Particularly, when GNU tar tries to extract a file with a fully-qualified path name
from an archive created by Solaris tar, it discards the directory information and
puts it at the top level of the target extraction directory. WinZip appears to do
the same thing with Solaris tar archives.
3. Solaris tar has problems with checksum calculations for archives if any file
name includes a non-ASCII character (i.e., a character with a numeric value
greater than 127).
The following symptoms have been observed when trying to extract a
Solaris tar.gz archive:
- When extracted with WinZip, a numerical suffix is added to the end of the
filename extension. For example, "<filename>.class" becomes something
- with GNU tar, the last character of the filename extension is dropped,
so you get a file named"<filename>.clas" instead of "<filename>.class".
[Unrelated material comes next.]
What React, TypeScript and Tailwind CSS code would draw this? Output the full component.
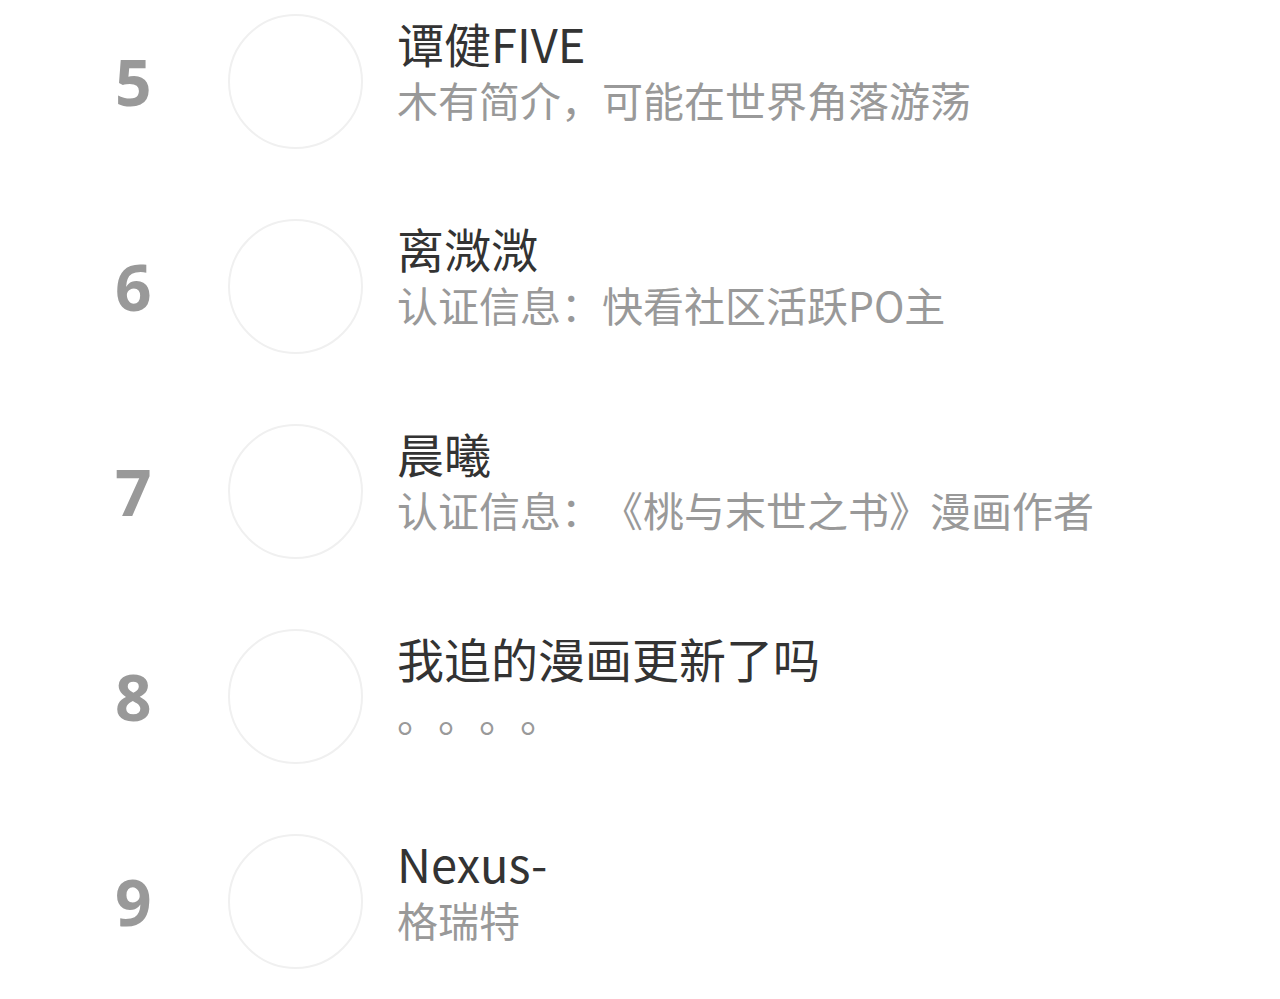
import React from 'react';

interface Author {
  rank: number;
  name: string;
  intro: string;
}

const authors: Author[] = [
  { rank: 5, name: '谭健FIVE', intro: '木有简介，可能在世界角落游荡' },
  { rank: 6, name: '离溦溦', intro: '认证信息：快看社区活跃PO主' },
  { rank: 7, name: '晨曦', intro: '认证信息：《桃与末世之书》漫画作者' },
  { rank: 8, name: '我追的漫画更新了吗', intro: '。。。。' },
  { rank: 9, name: 'Nexus-', intro: '格瑞特' },
];

const cjk = '"Noto Sans CJK SC", "Noto Sans", sans-serif';

const AuthorRow: React.FC<{ author: Author }> = ({ author }) => (
  <div className="flex h-[205px] items-center pl-[115px]">
    <div
      className="w-[36px] shrink-0 text-center text-[64px] font-bold leading-none text-[#999999]"
      style={{ fontFamily: '"Open Sans", sans-serif' }}
    >
      {author.rank}
    </div>
    {/* avatar placeholder */}
    <div className="ml-[77px] h-[135px] w-[135px] shrink-0 rounded-full border-2 border-[#f0f0f0] bg-white" />
    <div
      className="ml-[34px] -mt-[26px] flex min-w-0 flex-col [text-spacing-trim:space-all]"
      style={{ fontFamily: cjk }}
    >
      <div className="text-[47px] leading-[61px] text-[#333333] whitespace-nowrap">{author.name}</div>
      <div className="text-[41px] leading-[52px] text-[#999999] whitespace-nowrap">{author.intro}</div>
    </div>
  </div>
);

export default function App() {
  return (
    <div className="h-[999px] w-[1280px] overflow-hidden bg-white">
      <div className="-mt-[21px]">
        {authors.map((a) => (
          <AuthorRow key={a.rank} author={a} />
        ))}
      </div>
    </div>
  );
}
The solution is to use the appropriate tool with the correct archive:
-- .ZIP: The Zip file can be unpacked using WinZip7.0 SR-1
or later on Windows. On Unix, some versions of unzip may be used to unpack a
Zip file, but there are some known issues with this, as are described in
(Xilinx Solution 7711).
-- .TAR.GZ: On UNIX platforms, we recommend that you download
the ".tar.gz" file and unpack it using the UNIX command line utilities gunzip
and tar (not GNU tar). Note that the date stamp of the "/user/sbin/tar"
command must be February 10, 1998 or later. This version of tar is usually supplied
with Solaris operating system versions 2.6 or later. WinZip and "GNU tar" are not
recommended, due to the problems regarding long path names.
-- .GNUTAR.GZ: The "gnutar.gz" archive can be extracted using the UNIX
"gunzip" utility and the GNU version of "tar."